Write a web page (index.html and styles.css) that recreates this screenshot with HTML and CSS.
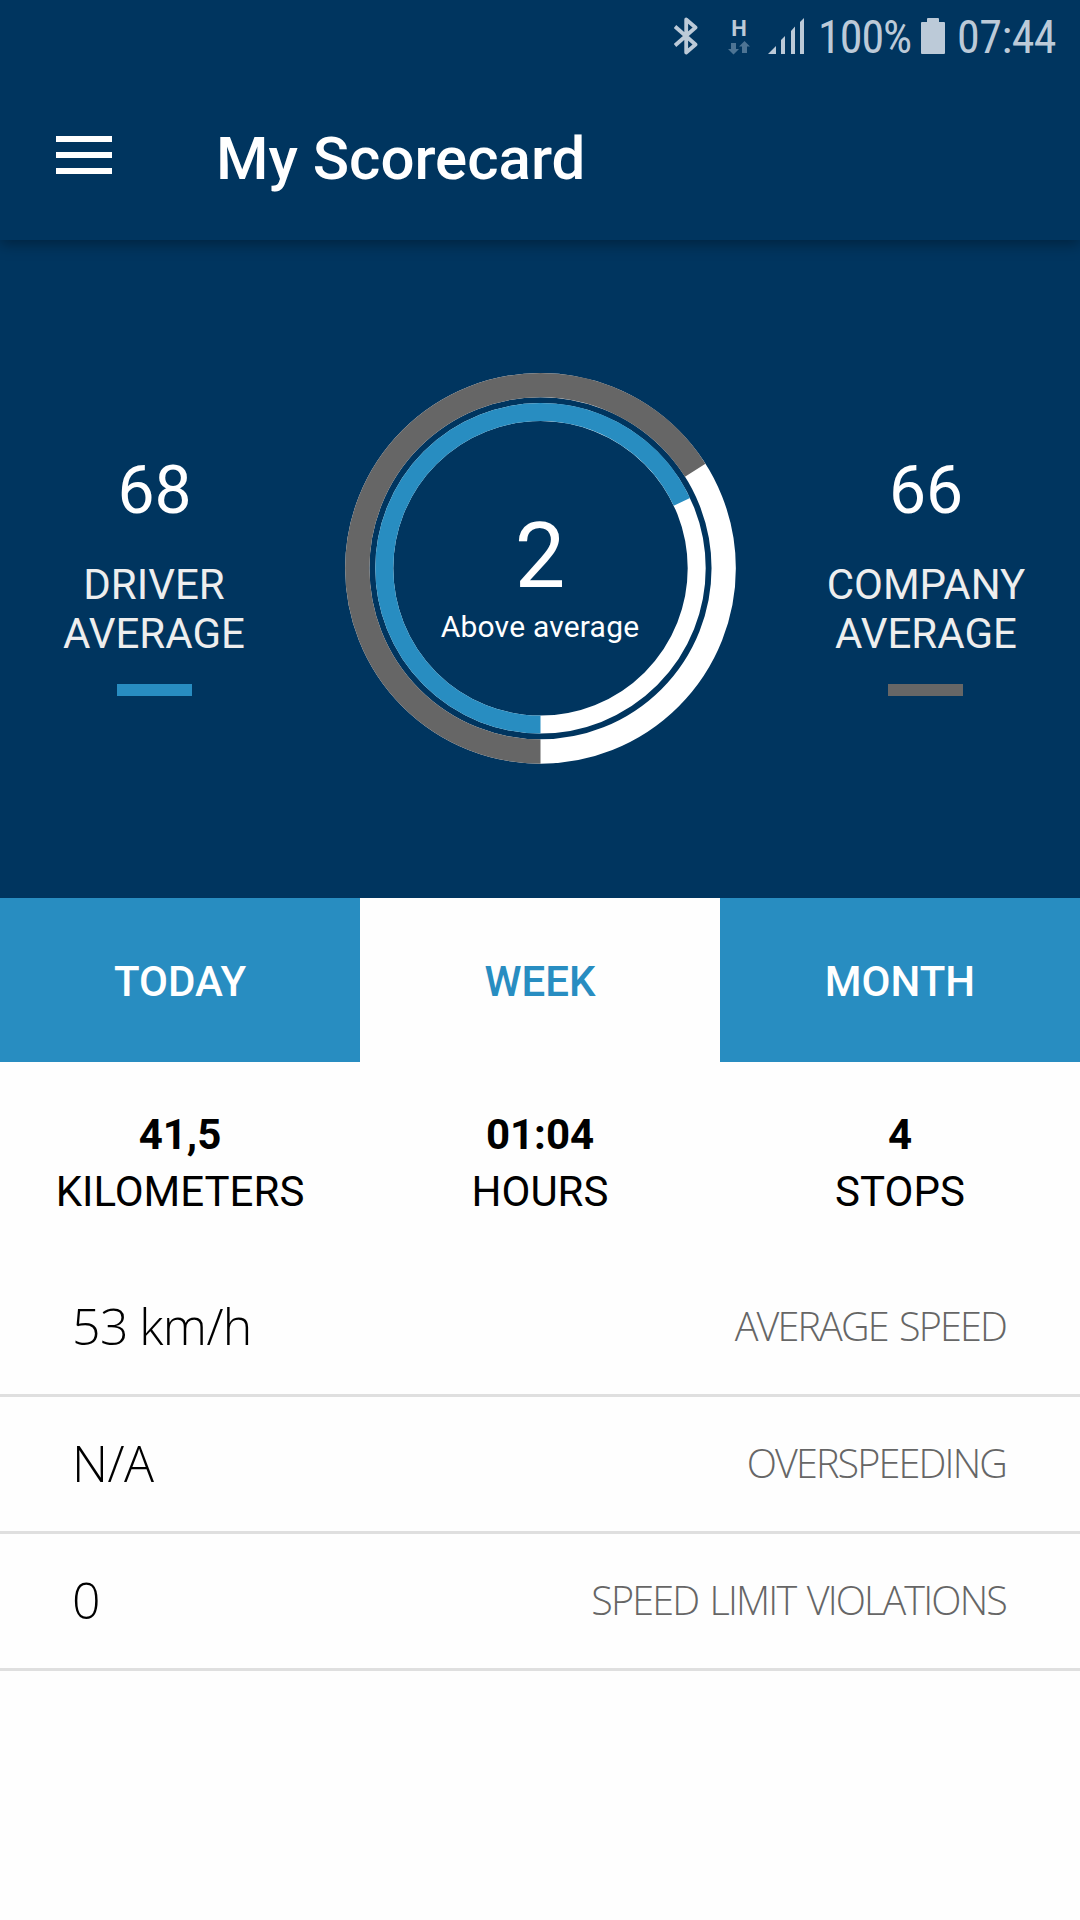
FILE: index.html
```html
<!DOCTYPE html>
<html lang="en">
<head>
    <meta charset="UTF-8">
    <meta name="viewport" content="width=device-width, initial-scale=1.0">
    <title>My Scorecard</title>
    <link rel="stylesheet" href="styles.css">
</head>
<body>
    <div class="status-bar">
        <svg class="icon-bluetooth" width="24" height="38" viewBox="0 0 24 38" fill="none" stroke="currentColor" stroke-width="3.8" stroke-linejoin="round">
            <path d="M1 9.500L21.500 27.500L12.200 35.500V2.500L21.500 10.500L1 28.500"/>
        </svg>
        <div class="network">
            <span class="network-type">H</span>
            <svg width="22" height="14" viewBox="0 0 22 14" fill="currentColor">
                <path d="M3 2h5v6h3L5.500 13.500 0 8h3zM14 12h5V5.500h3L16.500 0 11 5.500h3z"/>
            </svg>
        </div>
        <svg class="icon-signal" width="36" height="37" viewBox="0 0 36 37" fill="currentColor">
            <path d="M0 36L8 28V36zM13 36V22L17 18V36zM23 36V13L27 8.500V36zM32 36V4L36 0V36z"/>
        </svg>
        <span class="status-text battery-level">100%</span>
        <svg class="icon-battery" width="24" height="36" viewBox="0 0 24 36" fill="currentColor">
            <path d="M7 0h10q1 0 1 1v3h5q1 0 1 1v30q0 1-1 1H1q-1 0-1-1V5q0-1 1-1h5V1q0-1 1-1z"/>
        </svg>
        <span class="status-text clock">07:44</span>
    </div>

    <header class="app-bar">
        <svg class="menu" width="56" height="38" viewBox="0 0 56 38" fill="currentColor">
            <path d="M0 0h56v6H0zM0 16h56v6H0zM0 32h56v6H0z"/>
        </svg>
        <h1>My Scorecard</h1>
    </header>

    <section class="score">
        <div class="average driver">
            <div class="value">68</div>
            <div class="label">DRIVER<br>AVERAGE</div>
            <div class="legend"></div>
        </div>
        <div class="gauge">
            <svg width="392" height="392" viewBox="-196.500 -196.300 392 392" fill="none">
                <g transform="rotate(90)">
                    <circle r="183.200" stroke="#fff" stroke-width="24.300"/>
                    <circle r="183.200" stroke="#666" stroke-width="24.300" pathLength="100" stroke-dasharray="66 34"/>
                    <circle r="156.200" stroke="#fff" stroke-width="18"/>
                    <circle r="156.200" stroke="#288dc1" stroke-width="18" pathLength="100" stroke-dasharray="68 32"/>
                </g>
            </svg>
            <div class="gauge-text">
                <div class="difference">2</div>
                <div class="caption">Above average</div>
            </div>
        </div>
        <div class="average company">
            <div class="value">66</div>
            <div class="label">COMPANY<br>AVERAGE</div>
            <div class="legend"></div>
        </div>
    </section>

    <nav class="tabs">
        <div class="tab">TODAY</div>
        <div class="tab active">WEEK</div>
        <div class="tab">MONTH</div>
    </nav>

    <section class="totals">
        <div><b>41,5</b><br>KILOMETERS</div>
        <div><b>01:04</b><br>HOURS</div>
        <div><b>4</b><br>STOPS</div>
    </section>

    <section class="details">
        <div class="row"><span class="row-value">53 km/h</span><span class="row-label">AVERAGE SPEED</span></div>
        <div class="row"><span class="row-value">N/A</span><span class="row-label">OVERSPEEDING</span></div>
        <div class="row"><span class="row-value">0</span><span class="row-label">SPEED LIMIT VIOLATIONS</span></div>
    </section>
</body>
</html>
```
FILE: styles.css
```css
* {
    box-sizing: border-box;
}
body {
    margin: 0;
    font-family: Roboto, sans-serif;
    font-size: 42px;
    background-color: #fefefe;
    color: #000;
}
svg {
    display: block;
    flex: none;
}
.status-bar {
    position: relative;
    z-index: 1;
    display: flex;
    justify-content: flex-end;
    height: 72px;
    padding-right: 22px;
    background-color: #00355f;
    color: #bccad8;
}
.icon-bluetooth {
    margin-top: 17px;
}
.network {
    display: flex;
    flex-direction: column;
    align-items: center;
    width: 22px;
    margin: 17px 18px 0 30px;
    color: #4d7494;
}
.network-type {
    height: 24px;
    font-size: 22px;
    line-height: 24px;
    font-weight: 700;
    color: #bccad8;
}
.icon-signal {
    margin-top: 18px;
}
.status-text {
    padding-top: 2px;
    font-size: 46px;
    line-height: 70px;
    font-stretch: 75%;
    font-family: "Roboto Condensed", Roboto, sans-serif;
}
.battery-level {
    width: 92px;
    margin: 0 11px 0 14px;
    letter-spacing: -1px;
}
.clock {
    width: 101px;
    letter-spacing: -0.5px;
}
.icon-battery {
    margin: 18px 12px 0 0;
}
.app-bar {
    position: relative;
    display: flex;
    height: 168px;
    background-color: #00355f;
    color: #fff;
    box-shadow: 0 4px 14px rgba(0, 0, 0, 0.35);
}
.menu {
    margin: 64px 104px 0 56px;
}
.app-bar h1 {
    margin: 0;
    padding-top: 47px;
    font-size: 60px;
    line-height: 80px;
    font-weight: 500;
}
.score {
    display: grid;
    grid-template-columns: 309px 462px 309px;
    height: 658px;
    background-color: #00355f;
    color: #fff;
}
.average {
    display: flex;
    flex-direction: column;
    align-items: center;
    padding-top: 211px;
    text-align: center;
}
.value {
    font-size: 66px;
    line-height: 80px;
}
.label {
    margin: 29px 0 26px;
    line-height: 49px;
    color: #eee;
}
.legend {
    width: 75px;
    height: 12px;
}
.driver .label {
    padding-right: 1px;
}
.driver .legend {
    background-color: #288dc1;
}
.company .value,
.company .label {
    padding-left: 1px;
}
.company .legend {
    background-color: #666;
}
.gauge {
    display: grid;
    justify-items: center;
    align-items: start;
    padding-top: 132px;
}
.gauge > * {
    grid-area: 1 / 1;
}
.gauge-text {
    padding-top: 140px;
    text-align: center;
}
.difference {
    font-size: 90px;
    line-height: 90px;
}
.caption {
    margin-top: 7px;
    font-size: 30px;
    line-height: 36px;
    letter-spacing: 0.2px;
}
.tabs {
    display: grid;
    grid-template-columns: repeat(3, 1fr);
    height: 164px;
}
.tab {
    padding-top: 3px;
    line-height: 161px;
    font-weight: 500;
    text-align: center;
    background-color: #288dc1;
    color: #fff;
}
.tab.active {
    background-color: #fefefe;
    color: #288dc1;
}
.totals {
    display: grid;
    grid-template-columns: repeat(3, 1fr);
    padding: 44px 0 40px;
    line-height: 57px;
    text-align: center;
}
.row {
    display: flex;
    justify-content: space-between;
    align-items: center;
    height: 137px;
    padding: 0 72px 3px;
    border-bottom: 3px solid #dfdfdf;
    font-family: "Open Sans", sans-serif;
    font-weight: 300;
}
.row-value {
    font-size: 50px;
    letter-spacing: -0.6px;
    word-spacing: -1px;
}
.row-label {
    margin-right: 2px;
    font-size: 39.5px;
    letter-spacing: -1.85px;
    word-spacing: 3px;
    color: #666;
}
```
_ _ _
▶ [EXERCISE]
Except for the pictures, copy the material above exactly.

▶ [RESULT OF THE TASK]
Write a web page (index.html and styles.css) that recreates this screenshot with HTML and CSS.
FILE: index.html
```html
<!DOCTYPE html>
<html lang="en">
<head>
    <meta charset="UTF-8">
    <meta name="viewport" content="width=device-width, initial-scale=1.0">
    <title>My Scorecard</title>
    <link rel="stylesheet" href="styles.css">
</head>
<body>
    <div class="status-bar">
        <svg class="icon-bluetooth" width="24" height="38" viewBox="0 0 24 38" fill="none" stroke="currentColor" stroke-width="3.8" stroke-linejoin="round">
            <path d="M1 9.500L21.500 27.500L12.200 35.500V2.500L21.500 10.500L1 28.500"/>
        </svg>
        <div class="network">
            <span class="network-type">H</span>
            <svg width="22" height="14" viewBox="0 0 22 14" fill="currentColor">
                <path d="M3 2h5v6h3L5.500 13.500 0 8h3zM14 12h5V5.500h3L16.500 0 11 5.500h3z"/>
            </svg>
        </div>
        <svg class="icon-signal" width="36" height="37" viewBox="0 0 36 37" fill="currentColor">
            <path d="M0 36L8 28V36zM13 36V22L17 18V36zM23 36V13L27 8.500V36zM32 36V4L36 0V36z"/>
        </svg>
        <span class="status-text battery-level">100%</span>
        <svg class="icon-battery" width="24" height="36" viewBox="0 0 24 36" fill="currentColor">
            <path d="M7 0h10q1 0 1 1v3h5q1 0 1 1v30q0 1-1 1H1q-1 0-1-1V5q0-1 1-1h5V1q0-1 1-1z"/>
        </svg>
        <span class="status-text clock">07:44</span>
    </div>

    <header class="app-bar">
        <svg class="menu" width="56" height="38" viewBox="0 0 56 38" fill="currentColor">
            <path d="M0 0h56v6H0zM0 16h56v6H0zM0 32h56v6H0z"/>
        </svg>
        <h1>My Scorecard</h1>
    </header>

    <section class="score">
        <div class="average driver">
            <div class="value">68</div>
            <div class="label">DRIVER<br>AVERAGE</div>
            <div class="legend"></div>
        </div>
        <div class="gauge">
            <svg width="392" height="392" viewBox="-196.500 -196.300 392 392" fill="none">
                <g transform="rotate(90)">
                    <circle r="183.200" stroke="#fff" stroke-width="24.300"/>
                    <circle r="183.200" stroke="#666" stroke-width="24.300" pathLength="100" stroke-dasharray="66 34"/>
                    <circle r="156.200" stroke="#fff" stroke-width="18"/>
                    <circle r="156.200" stroke="#288dc1" stroke-width="18" pathLength="100" stroke-dasharray="68 32"/>
                </g>
            </svg>
            <div class="gauge-text">
                <div class="difference">2</div>
                <div class="caption">Above average</div>
            </div>
        </div>
        <div class="average company">
            <div class="value">66</div>
            <div class="label">COMPANY<br>AVERAGE</div>
            <div class="legend"></div>
        </div>
    </section>

    <nav class="tabs">
        <div class="tab">TODAY</div>
        <div class="tab active">WEEK</div>
        <div class="tab">MONTH</div>
    </nav>

    <section class="totals">
        <div><b>41,5</b><br>KILOMETERS</div>
        <div><b>01:04</b><br>HOURS</div>
        <div><b>4</b><br>STOPS</div>
    </section>

    <section class="details">
        <div class="row"><span class="row-value">53 km/h</span><span class="row-label">AVERAGE SPEED</span></div>
        <div class="row"><span class="row-value">N/A</span><span class="row-label">OVERSPEEDING</span></div>
        <div class="row"><span class="row-value">0</span><span class="row-label">SPEED LIMIT VIOLATIONS</span></div>
    </section>
</body>
</html>
```
FILE: styles.css
```css
* {
    box-sizing: border-box;
}
body {
    margin: 0;
    font-family: Roboto, sans-serif;
    font-size: 42px;
    background-color: #fefefe;
    color: #000;
}
svg {
    display: block;
    flex: none;
}
.status-bar {
    position: relative;
    z-index: 1;
    display: flex;
    justify-content: flex-end;
    height: 72px;
    padding-right: 22px;
    background-color: #00355f;
    color: #bccad8;
}
.icon-bluetooth {
    margin-top: 17px;
}
.network {
    display: flex;
    flex-direction: column;
    align-items: center;
    width: 22px;
    margin: 17px 18px 0 30px;
    color: #4d7494;
}
.network-type {
    height: 24px;
    font-size: 22px;
    line-height: 24px;
    font-weight: 700;
    color: #bccad8;
}
.icon-signal {
    margin-top: 18px;
}
.status-text {
    padding-top: 2px;
    font-size: 46px;
    line-height: 70px;
    font-stretch: 75%;
    font-family: "Roboto Condensed", Roboto, sans-serif;
}
.battery-level {
    width: 92px;
    margin: 0 11px 0 14px;
    letter-spacing: -1px;
}
.clock {
    width: 101px;
    letter-spacing: -0.5px;
}
.icon-battery {
    margin: 18px 12px 0 0;
}
.app-bar {
    position: relative;
    display: flex;
    height: 168px;
    background-color: #00355f;
    color: #fff;
    box-shadow: 0 4px 14px rgba(0, 0, 0, 0.35);
}
.menu {
    margin: 64px 104px 0 56px;
}
.app-bar h1 {
    margin: 0;
    padding-top: 47px;
    font-size: 60px;
    line-height: 80px;
    font-weight: 500;
}
.score {
    display: grid;
    grid-template-columns: 309px 462px 309px;
    height: 658px;
    background-color: #00355f;
    color: #fff;
}
.average {
    display: flex;
    flex-direction: column;
    align-items: center;
    padding-top: 211px;
    text-align: center;
}
.value {
    font-size: 66px;
    line-height: 80px;
}
.label {
    margin: 29px 0 26px;
    line-height: 49px;
    color: #eee;
}
.legend {
    width: 75px;
    height: 12px;
}
.driver .label {
    padding-right: 1px;
}
.driver .legend {
    background-color: #288dc1;
}
.company .value,
.company .label {
    padding-left: 1px;
}
.company .legend {
    background-color: #666;
}
.gauge {
    display: grid;
    justify-items: center;
    align-items: start;
    padding-top: 132px;
}
.gauge > * {
    grid-area: 1 / 1;
}
.gauge-text {
    padding-top: 140px;
    text-align: center;
}
.difference {
    font-size: 90px;
    line-height: 90px;
}
.caption {
    margin-top: 7px;
    font-size: 30px;
    line-height: 36px;
    letter-spacing: 0.2px;
}
.tabs {
    display: grid;
    grid-template-columns: repeat(3, 1fr);
    height: 164px;
}
.tab {
    padding-top: 3px;
    line-height: 161px;
    font-weight: 500;
    text-align: center;
    background-color: #288dc1;
    color: #fff;
}
.tab.active {
    background-color: #fefefe;
    color: #288dc1;
}
.totals {
    display: grid;
    grid-template-columns: repeat(3, 1fr);
    padding: 44px 0 40px;
    line-height: 57px;
    text-align: center;
}
.row {
    display: flex;
    justify-content: space-between;
    align-items: center;
    height: 137px;
    padding: 0 72px 3px;
    border-bottom: 3px solid #dfdfdf;
    font-family: "Open Sans", sans-serif;
    font-weight: 300;
}
.row-value {
    font-size: 50px;
    letter-spacing: -0.6px;
    word-spacing: -1px;
}
.row-label {
    margin-right: 2px;
    font-size: 39.5px;
    letter-spacing: -1.85px;
    word-spacing: 3px;
    color: #666;
}
```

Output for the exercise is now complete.